POJ 2018 Best Cow Fences（二分+最大连续子段和）

Best Cow Fences

Time Limit: 1000MS		Memory Limit: 30000K
Total Submissions: 14601		Accepted: 4720

Description

Farmer John's farm consists of a long row of N (1 <= N <= 100,000)fields. Each field contains a certain number of cows, 1 <= ncows <= 2000.

FJ wants to build a fence around a contiguous group of these fields in order
to maximize the average number of cows per field within that block. The
block must contain at least F (1 <= F <= N) fields, where F given as input.

Calculate the fence placement that maximizes the average, given the
constraint. 
　

Input

* Line 1: Two space-separated integers, N and F.

* Lines 2..N+1: Each line contains a single integer, the number of cows in a
field. Line 2 gives the number of cows in field 1,line 3 gives the number in
field 2, and so on. 
　

Output

* Line 1: A single integer that is 1000 times the maximal average.Do not
perform rounding, just print the integer that is 1000*ncows/nfields. 
　

Sample Input

10 6
6
4
2
10
3
8
5
9
4
1

Sample Output

6500

Source

USACO 2003 March Green

【题意】

给定一个正整数数列A，求一个平均数最大的、长度不小于L的子段。

【分析】

二分答案，判定是否存在一个长度不小于L的子段，平均数不小于二分的值。
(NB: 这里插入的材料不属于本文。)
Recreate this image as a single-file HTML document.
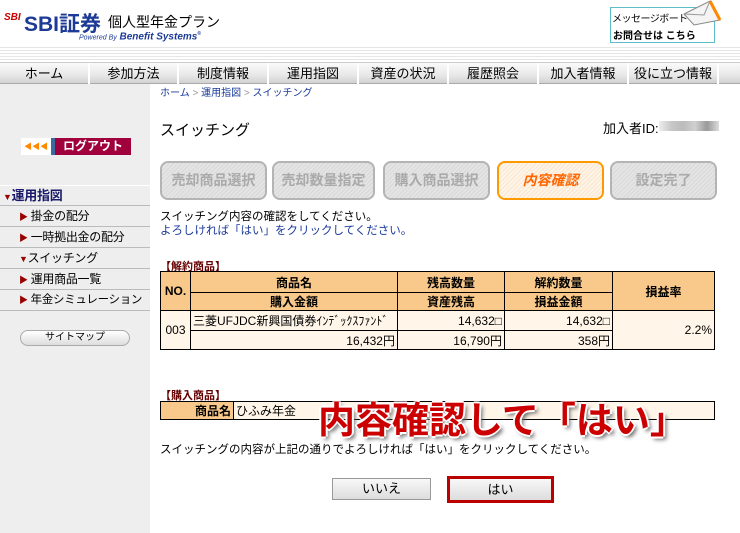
<!DOCTYPE html>
<html><head><meta charset="utf-8"><style>
*{margin:0;padding:0;box-sizing:border-box}
body{width:740px;height:533px;overflow:hidden;background:#fff;font-family:"Liberation Sans","Noto Sans CJK JP",sans-serif;font-size:12px;color:#000;position:relative}
.a{position:absolute;white-space:nowrap}
.stripe{position:absolute;left:0;top:45px;width:740px;height:17px;background:repeating-linear-gradient(#fff 0,#fff 2px,#e6e6e6 2px,#e6e6e6 3px)}
.nav{position:absolute;left:0;top:62px;width:740px;height:22px;background:linear-gradient(#fafafa,#e8e8e8 60%,#d2d2d2);border-top:1px solid #ccc;border-bottom:1px solid #aaa}
.nav div{position:absolute;top:0;height:21px;line-height:21px;text-align:center;font-size:13px;border-right:2px solid #fff}
.side{position:absolute;left:0;top:84px;width:150px;height:449px;background:#eee}
.mi{position:absolute;left:0;width:150px;border-bottom:1px solid #bbb;font-size:12px;height:21px;line-height:20px;white-space:nowrap;overflow:hidden;letter-spacing:-0.3px}
.tri{color:#900;font-size:9px}
.step{position:absolute;top:161px;height:39px;border:2px solid #b4b4b4;border-radius:8px;background:repeating-linear-gradient(135deg,#e4e4e4 0,#e4e4e4 2px,#d8d8d8 2px,#d8d8d8 3px);color:#aaa;font-weight:bold;font-size:14px;line-height:35px;text-align:center;white-space:nowrap}
table{border-collapse:collapse;position:absolute}
td{border:1px solid #000;font-size:12px;padding:0 2px}
.h{background:#f8c98a;font-weight:bold;text-align:center}
.d{background:#fff6e9}
</style></head><body>
<div class="a" style="left:4px;top:12px;font-size:10px;font-weight:bold;color:#c00;font-style:italic">SBI</div>
<div class="a" style="left:24px;top:8px;font-size:21px;font-weight:bold;color:#1c3a96">SBI証券</div>
<div class="a" style="left:108px;top:12px;font-size:14px">個人型年金プラン</div>
<div class="a" style="left:79px;top:31px;font-size:10px;font-weight:bold;font-style:italic;color:#1c3a96"><span style="font-size:7px;font-weight:normal">Powered By</span> Benefit Systems<sup style="font-size:5px">®</sup></div>
<div class="a" style="left:610px;top:7px;width:105px;height:36px;border:1px solid #5bbec8;background:#fff">
<div style="font-size:10px;padding:2px 1px;letter-spacing:-0.5px">メッセージボード</div>
<div style="font-size:10px;font-weight:bold;padding:0 2px">お問合せは こちら</div></div>
<svg class="a" style="left:682px;top:0" width="40" height="26"><path d="M2 14 L28 1 L38 20 L12 25Z" fill="#f4f4f4" stroke="#888"/><path d="M28 1 L38 20" stroke="#f80" stroke-width="3"/><path d="M2 14 L22 15 L28 1" fill="none" stroke="#999"/></svg>
<div class="stripe"></div>
<div class="nav">
<div style="left:0;width:90px">ホーム</div><div style="left:90px;width:89px">参加方法</div><div style="left:179px;width:90px">制度情報</div><div style="left:269px;width:90px">運用指図</div><div style="left:359px;width:90px">資産の状況</div><div style="left:449px;width:90px">履歴照会</div><div style="left:539px;width:90px">加入者情報</div><div style="left:629px;width:90px">役に立つ情報</div>
</div>
<div class="side">
<div class="a" style="left:21px;top:54px;width:110px;height:17px;border-bottom:2px solid #222"><div style="position:absolute;left:0;width:30px;height:17px;background:#fff;color:#f80;font-size:8px;line-height:17px;text-align:center">◀◀◀</div><div style="position:absolute;left:30px;width:4px;height:17px;background:#3a6aa0"></div><div style="position:absolute;left:34px;width:76px;height:17px;background:#a0003c;color:#fff;font-weight:bold;font-size:12px;line-height:17px;text-align:center">ログアウト</div></div>
<div class="mi" style="top:101px;border-top:1px solid #fff;font-weight:bold;color:#1a1a6a;font-size:13px;padding-left:3px"><span class="tri">▼</span>運用指図</div>
<div class="mi" style="top:122px;padding-left:19px"><span class="tri">▶</span> 掛金の配分</div>
<div class="mi" style="top:143px;padding-left:19px"><span class="tri">▶</span> 一時拠出金の配分</div>
<div class="mi" style="top:164px;padding-left:19px"><span class="tri">▼</span>スイッチング</div>
<div class="mi" style="top:185px;padding-left:19px"><span class="tri">▶</span> 運用商品一覧</div>
<div class="mi" style="top:206px;padding-left:19px;font-size:11.5px"><span class="tri">▶</span> 年金シミュレーション</div>
<div class="a" style="left:20px;top:246px;width:110px;height:16px;border:1px solid #aaa;border-radius:8px;background:linear-gradient(#fff,#ddd);font-size:10px;text-align:center;line-height:14px">サイトマップ</div>
</div>
<div class="a" style="left:160px;top:84px;font-size:10px;color:#1a3a9a">ホーム <span style="color:#999">&gt;</span> 運用指図 <span style="color:#999">&gt;</span> スイッチング</div>
<div class="a" style="left:160px;top:119px;font-size:15px">スイッチング</div>
<div class="a" style="left:603px;top:118px;font-size:13px">加入者ID:</div>
<div class="a" style="left:659px;top:121px;width:60px;height:10px;background:linear-gradient(90deg,#eee,#c8c8c8,#bbb,#d0d0d0,#999,#ddd)"></div>
<div class="step" style="left:160px;width:107px">売却商品選択</div>
<div class="step" style="left:272px;width:103px">売却数量指定</div>
<div class="step" style="left:383px;width:107px">購入商品選択</div>
<div class="step" style="left:497px;width:107px;border-color:#f90;background:repeating-linear-gradient(135deg,#fff4e6 0,#fff4e6 2px,#f6e6d2 2px,#f6e6d2 3px);color:#f60;font-style:italic">内容確認</div>
<div class="step" style="left:610px;width:107px">設定完了</div>
<div class="a" style="left:160px;top:210px;font-size:11.5px;line-height:14px">スイッチング内容の確認をしてください。<br><span style="color:#1a3a9a">よろしければ「はい」をクリックしてください。</span></div>
<div class="a" style="left:160px;top:258px;font-size:11px;font-weight:bold;color:#600">【解約商品】</div>
<table style="left:160px;top:271px;width:555px">
<tr style="height:21px"><td class="h" rowspan="2" style="width:30px">NO.</td><td class="h" style="width:207px">商品名</td><td class="h" style="width:107px">残高数量</td><td class="h" style="width:108px">解約数量</td><td class="h" rowspan="2">損益率</td></tr>
<tr style="height:16px"><td class="h">購入金額</td><td class="h">資産残高</td><td class="h">損益金額</td></tr>
<tr style="height:20px"><td class="d" rowspan="2" style="text-align:center">003</td><td class="d">三菱UFJDC新興国債券ｲﾝﾃﾞｯｸｽﾌｧﾝﾄﾞ</td><td class="d" style="text-align:right">14,632□</td><td class="d" style="text-align:right">14,632□</td><td class="d" rowspan="2" style="text-align:right">2.2%</td></tr>
<tr style="height:19px"><td class="d" style="text-align:right">16,432円</td><td class="d" style="text-align:right">16,790円</td><td class="d" style="text-align:right">358円</td></tr>
</table>
<div class="a" style="left:160px;top:387px;font-size:11px;font-weight:bold;color:#600">【購入商品】</div>
<table style="left:160px;top:401px;width:555px">
<tr style="height:17px"><td class="h" style="width:73px;text-align:right">商品名</td><td class="d">ひふみ年金</td></tr></table>
<div class="a" style="left:318px;top:390px;font-size:37px;font-weight:bold;color:#c00;text-shadow:2px 0 #fff,-2px 0 #fff,0 2px #fff,0 -2px #fff,3px 3px 4px #666">内容確認して「はい」</div>
<div class="a" style="left:160px;top:441px;font-size:11.5px">スイッチングの内容が上記の通りでよろしければ「はい」をクリックしてください。</div>
<div class="a" style="left:332px;top:478px;width:99px;height:22px;border:1px solid #999;background:linear-gradient(#f8f8f8,#ddd);text-align:center;line-height:20px;font-size:13px">いいえ</div>
<div class="a" style="left:447px;top:476px;width:107px;height:27px;border:3px solid #b00;background:linear-gradient(#f8f8f8,#ddd);text-align:center;line-height:21px;font-size:13px">はい</div>
</body></html>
如果把数列中的每个数都减去二分的值，就转换为判定“是否存在一个长度不小于L的子段，子段和非负”。

<==>求一个子段，使得它的和最大，且子段的长度不小于L。

子段和可以转换为前缀和相减的形式，即设sum_j表示A_i~A_j的和，

则有：max{A[j+1]+A[j+2].......A[i] } ( i-j>=L ) = max{ sum[i] - min{ sum[j] }(0<=j<=i-L) }（L<=i<=n）

仔细观察上面的式子可以发现，随着i的增长，j的取值范围 0~i-L 每次只会增大1。换言之，每次只会有一个新的取值进入 min{sumj} 的候选集合，所以我们没必要每次循环枚举j，只需要用一个变量记录当前的最小值，每次与新的取值 sum[i-L] 取min 就可以了。

【代码】

#include<cstdio>
#include<cstring>
#include<iostream>
#include<algorithm>
using namespace std;
const int N=1e5+5;
int n,m;double a[N],b[N],sum[N];
double l,r,mid,eps=1e-6;
int main(){
	scanf("%d%d",&n,&m);
	for(int i=1;i<=n;i++) scanf("%lf",a+i),l=min(l,a[i]),r=max(r,a[i]);
	while(r-l>eps){
		mid=(l+r)/2;
		for(int i=1;i<=n;i++) b[i]=a[i]-mid;
		for(int i=1;i<=n;i++) sum[i]=sum[i-1]+b[i];
		double res=-1e10,mn=1e10;
		for(int i=m;i<=n;i++){
			mn=min(mn,sum[i-m]);
			res=max(res,sum[i]-mn);
		}
		if(res>=0) l=mid;
		else r=mid;
	}
	printf("%d\n",int(r*1000));
	return 0;
}